*What the task asks:*
Extract each line bearing the word "index".

# Dataset content start

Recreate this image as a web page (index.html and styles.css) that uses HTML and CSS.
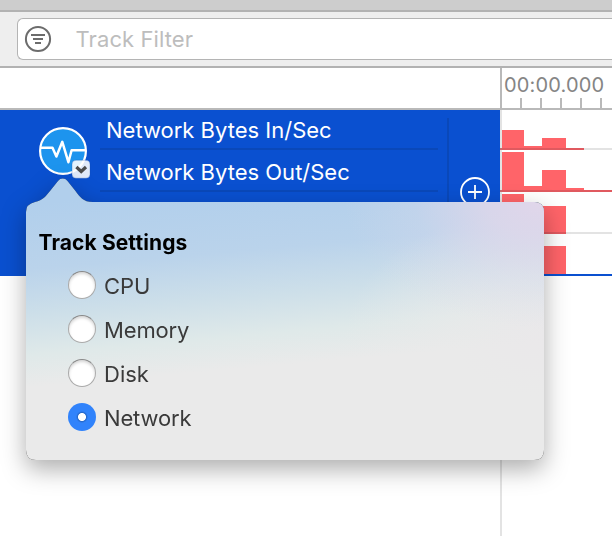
FILE: index.html
```html
<!DOCTYPE html>
<html lang="en">
<head>
<meta charset="utf-8">
<title>Track Settings</title>
<link rel="stylesheet" href="styles.css">
</head>
<body>
<div class="window">
  <div class="titlebar"></div>
  <header class="toolbar">
    <div class="search">
      <svg class="filter-icon" viewBox="0 0 28 28" fill="none" stroke="#6c6c6c" stroke-width="2">
        <circle cx="14" cy="14" r="12.1"/>
        <path d="M7 10H21M9 14H19M11 18H17"/>
      </svg>
      <span class="placeholder">Track Filter</span>
    </div>
  </header>
  <main class="workspace">
    <section class="tracks">
      <div class="tracks-head"></div>
      <div class="track">
        <div class="track-icon">
          <svg width="54" height="56" viewBox="0 0 54 56">
            <circle cx="25" cy="26" r="22.9" fill="#1d94ee" stroke="#fff" stroke-width="2.2"/>
            <path d="M2 22.8H14.5L18.4 31.5L24.3 16.8L30.4 37.2L33.6 25.2H48" fill="none" stroke="#fff" stroke-width="2.5" stroke-linejoin="round"/>
            <rect x="34" y="35.2" width="18" height="18" rx="4" fill="#fff" fill-opacity=".88" stroke="#174ba7" stroke-opacity=".35" stroke-width=".8"/>
            <path d="M38.4 42L43.2 46.5L48 42" fill="none" stroke="#4d4d4d" stroke-width="3.2"/>
          </svg>
        </div>
        <div class="lanes">
          <div class="lane"><span class="label-in">Network Bytes In/Sec</span></div>
          <div class="lane"><span class="label-out">Network Bytes Out/Sec</span></div>
        </div>
        <div class="track-add">
          <svg width="30" height="30" viewBox="0 0 30 30" fill="none" stroke="#fff" stroke-width="1.8">
            <circle cx="15" cy="15" r="14"/>
            <path d="M8 15H22M15 8V22"/>
          </svg>
        </div>
      </div>
    </section>
    <section class="timeline">
      <div class="ruler">
        <span class="time">00:00.000</span>
        <div class="ticks"><i></i><i></i><i></i><i></i><i></i></div>
      </div>
      <svg class="chart" width="112" height="426" viewBox="0 0 112 426" shape-rendering="crispEdges">
        <path d="M0 0H2V426H0Z" fill="#e3e3e3"/>
        <path d="M2 38H112V40H2ZM2 122H112V124H2Z" fill="#e3e3e3"/>
        <g fill="#ff6469">
          <path d="M2 20H24V36H42V28H66V40H2Z"/>
          <path d="M2 42H24V76H42V60H66V78H84V80H2Z"/>
          <path d="M2 84H24V124H2ZM42 96H66V124H42Z"/>
          <path d="M42 136H66V164H42Z"/>
        </g>
        <path d="M2 38H84V40H2ZM2 80H112V82H2ZM42 122H66V124H42Z" fill="#e0595f"/>
        <path d="M0 38H2V40H0ZM0 80H2V82H0Z" fill="#c96a6e"/>
        <path d="M0 164H112V166H0Z" fill="#0a50d0"/>
      </svg>
    </section>
  </main>
  <aside class="popover">
    <div class="popover-body">
      <h1>Track Settings</h1>
      <ul class="options">
        <li><span class="radio"></span><span class="opt-cpu">CPU</span></li>
        <li><span class="radio"></span><span class="opt-memory">Memory</span></li>
        <li><span class="radio"></span><span class="opt-disk">Disk</span></li>
        <li><span class="radio checked"></span><span class="opt-network">Network</span></li>
      </ul>
    </div>
  </aside>
</div>
</body>
</html>
```
FILE: styles.css
```css
* { box-sizing: border-box; }
body {
  margin: 0;
  font-family: Inter, "Liberation Sans", sans-serif;
  font-size: 22px;
  background: #fff;
}
.window {
  position: relative;
  width: 612px;
  height: 536px;
  overflow: hidden;
}
.titlebar {
  height: 12px;
  background: #cdcdcd;
  border-bottom: 2px solid #b2b2b2;
}
.toolbar {
  height: 56px;
  padding: 6px 0 0 17px;
  background: #eee;
  border-bottom: 2px solid #b2b2b2;
}
.search {
  display: flex;
  align-items: center;
  height: 42px;
  padding-left: 6px;
  background: #fff;
  border: 1px solid #b4b4b4;
  border-right: 0;
  border-radius: 6px 0 0 6px;
}
.filter-icon { width: 28px; height: 28px; }
.placeholder {
  margin-left: 23.5px;
  color: #bdbdbd;
  letter-spacing: 0.1px;
}
.workspace { display: flex; height: 468px; }
.tracks { width: 500px; }
.tracks-head { height: 42px; border-bottom: 2px solid #b9b9b9; }
.track {
  display: flex;
  height: 166px;
  background: #0a50d0;
  color: #fff;
}
.track-icon { width: 100px; padding: 15px 0 0 38px; }
.lanes { width: 347px; padding-right: 9px; }
.lane {
  height: 42px;
  line-height: 44px;
  padding-left: 6px;
  white-space: nowrap;
  border-bottom: 2px solid #0a48b9;
}
.lane:first-child { height: 40px; line-height: 40px; }
.track-add {
  width: 53px;
  margin-top: 8px;
  padding: 59px 0 0 11px;
  border-left: 2px solid #0a48b9;
}
.timeline { width: 112px; }
.ruler {
  display: flex;
  flex-direction: column;
  justify-content: space-between;
  height: 42px;
  border-left: 2px solid #b9b9b9;
  border-bottom: 2px solid #b9b9b9;
}
.time {
  padding-left: 2px;
  font-size: 20px;
  letter-spacing: 0.15px;
  line-height: 24px;
  margin-top: 5px;
  color: #858585;
}
.ticks { display: flex; gap: 18px; padding-left: 18px; }
.ticks i { width: 2px; height: 10px; background: #b9b9b9; }
.chart { display: block; }
.popover {
  position: absolute;
  left: 26px;
  top: 178px;
  filter: drop-shadow(0 0 0.7px rgba(0,0,0,.8)) drop-shadow(0 9px 12px rgba(0,0,0,.32));
}
.popover-body {
  width: 518px;
  height: 282px;
  padding: 52px 0 0 12.5px;
  clip-path: path("M9 24C17 22 20 18 24 13L32 3C34.5 -0.3 39 -0.3 41.5 3L49.5 13C54 19 57 24 67 24H508Q518 24 518 34V272Q518 282 508 282H10Q0 282 0 272V34Q0 26 9 24Z");
  background:
    radial-gradient(ellipse 200px 130px at 518px 20px, rgba(226,214,234,1), rgba(224,215,234,.8) 30%, rgba(216,216,236,.3) 65%, rgba(216,220,236,0) 100%),
    radial-gradient(ellipse 200px 130px at 518px 160px, rgba(234,232,234,.95), rgba(234,234,234,.6) 45%, rgba(234,234,234,0) 100%),
    linear-gradient(175deg, #b1cfec 8%, #bad3eb 28%, #cddfe9 42%, #dfe9e9 54%, #eaeaea 64%);
}
h1 {
  margin: 0;
  font-size: 21px;
  letter-spacing: 0.1px;
  line-height: 26px;
  font-weight: 700;
  color: #000;
}
.options { margin: 0; padding: 8px 0 0 29.5px; list-style: none; }
.options li {
  display: flex;
  align-items: center;
  gap: 8px;
  height: 44px;
  color: #3a3a3a;
}
.radio {
  width: 28px;
  height: 28px;
  margin-bottom: 2px;
  border-radius: 50%;
  border: 1px solid #aaa;
  border-top-color: #888;
  background: #fff;
  box-shadow: inset 0 2px 3px rgba(0,0,0,.16);
}
.radio.checked {
  border: 0;
  background: radial-gradient(circle at 50% 50%, #fff 3.6px, #2668c9 4.4px, #3183fb 6px);
  box-shadow: none;
}
.opt-memory, .opt-network { letter-spacing: -0.15px; }
```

# Dataset content end

*Answer below:*
Recreate this image as a web page (index.html and styles.css) that uses HTML and CSS.
FILE: index.html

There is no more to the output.